What a concept, following the laws and guidance of nature.

So if not farmers, who wants to mess with our time? Historically, those concerned about saving energy resources during wartime. The conservation measure started in 1918, and was made permanent as “War Time” for about three years during World War II. And then there was 1974’s Emergency Daylight Saving Time Energy Conservation Act, when Congress put year-round DST on a two-year trial period. The experiment ended before its planned sunset, as Americans balked at kids waiting for school buses and commuters driving to work in the dark.

Almost 50 years later, shouldn’t we have better ways of regulating our lives and schedules to sunlight? Our highways, cars, streetlights and neighborhoods have evolved. We’re constantly finding new ways to make our infrastructure easier and safer to navigate, with smarter lights and barriers that keep cars from accidentally vaulting into the Missouri River while driving over the Bond Bridges.

Rather than messing with clocks to keep us safer, why not promote the idea of driving with our vehicles’ headlights on all the time — even on sunny days — so that we’re all better illuminated? Studies show it helps prevent accidents. We know public campaigns can change habits. Littering used to be much more prevalent in the United States, but a coordinated push from the government and packaging manufacturers helped significantly cut Americans’ habits of carelessly discarding their trash. It still happens but not nearly as much before the late 1950s, when lawmakers across the country started banning it.

Our personal health is at stake

More than 60% of countries in the world observe standard time all year, so it’s not as if we would be bucking some global trend. So why can’t we deal with the changing light without being required to change our body clocks on command?

Because the single biggest loser with all that springing forward and falling back is our health.

You might not care about the sun’s impact on your astrological chart, but some sleep professionals say eliminating daylight saving time would put our internal clock more in sync with the Earth’s rotation and seasonal changes.

For those who think one little hour doesn’t matter, research shows that in the week of the shift to DST, there is a 24% higher risk of heart attacks, a 6% spike in fatal car accidents, an 8% increase in stroke rates and an 11% percent rise in depressive episodes.

There are studies that show bouncy-house changes of moving the clock back and forth impact our memory, focus, mood — and can even cause weight gain as we find ourselves reaching for more donuts.

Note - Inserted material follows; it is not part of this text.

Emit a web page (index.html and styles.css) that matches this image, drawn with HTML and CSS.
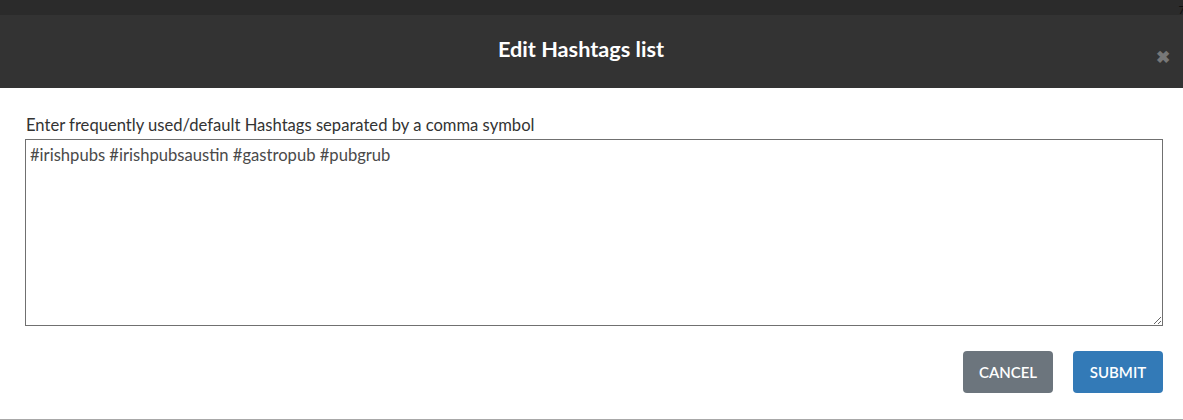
FILE: index.html
```html
<!DOCTYPE html>
<html>
<head>
<meta charset="utf-8">
<link rel="stylesheet" href="styles.css">
</head>
<body>
<div class="topbar"><span class="corner">7</span></div>
<div class="modal">
  <div class="header">
    <h1 class="title">Edit Hashtags list</h1>
    <span class="close">&#x2716;</span>
  </div>
  <div class="content">
    <label class="label" for="tags">Enter frequently used/default Hashtags separated by a comma symbol</label>
    <textarea class="input" id="tags">#irishpubs #irishpubsaustin #gastropub #pubgrub</textarea>
    <div class="actions">
      <button class="btn btn-cancel">CANCEL</button>
      <button class="btn btn-submit">SUBMIT</button>
    </div>
  </div>
</div>
</body>
</html>
```
FILE: styles.css
```css
html, body {
  margin: 0;
  padding: 0;
  background: #fff;
  font-family: Lato, "Liberation Sans", sans-serif;
}
.topbar {
  height: 15px;
  background: #2b2b2b;
  position: relative;
}
.corner {
  position: absolute;
  right: -2px;
  top: 3px;
  font-size: 11px;
  color: #111;
}
.modal {
  height: 405px;
  border-bottom: 1px solid #a8a8a8;
  box-sizing: border-box;
}
.header {
  height: 73px;
  background: #333333;
  display: flex;
  align-items: center;
  justify-content: center;
  position: relative;
  padding-right: 21px;
}
.title {
  margin: 0;
  color: #fff;
  font-size: 21.7px;
  font-weight: 700;
  margin-top: -5px;
}
.close {
  position: absolute;
  right: 13px;
  top: 33px;
  color: #777;
  font-size: 17px;
  font-weight: 700;
  line-height: 1;
}
.content {
  padding: 27px 20px 0 25px;
  display: flex;
  flex-direction: column;
}
.label {
  font-size: 16.6px;
  color: #333;
  line-height: 21px;
  padding-left: 1px;
  margin-bottom: 3px;
}
.input {
  height: 187px;
  box-sizing: border-box;
  border: 1px solid #707070;
  border-radius: 0;
  padding: 5px 4px;
  font-family: inherit;
  font-size: 16.6px;
  color: #4a4a4a;
  resize: vertical;
  margin: 0;
  outline: none;
}
.actions {
  display: flex;
  justify-content: flex-end;
  gap: 20px;
  margin-top: 25px;
}
.btn {
  width: 90px;
  height: 42px;
  border: none;
  border-radius: 4px;
  color: #fff;
  font-family: inherit;
  font-size: 15px;
  font-weight: 600;
  cursor: pointer;
  padding: 0;
}
.btn-cancel { background: #6c757d; }
.btn-submit { background: #337ab7; }
```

Whether we land on standard or daylight saving, at some point we’ll all have to get on the same time, and stay there. Let’s allow our bodies to adjust to changing light. Let’s let our habits follow the sun. And let’s think about making our ever-changing infrastructure and habits keep us safer. After all, we’re humans, always operating under the sun or the moon. Do we really need clocks to dictate exactly how we do that?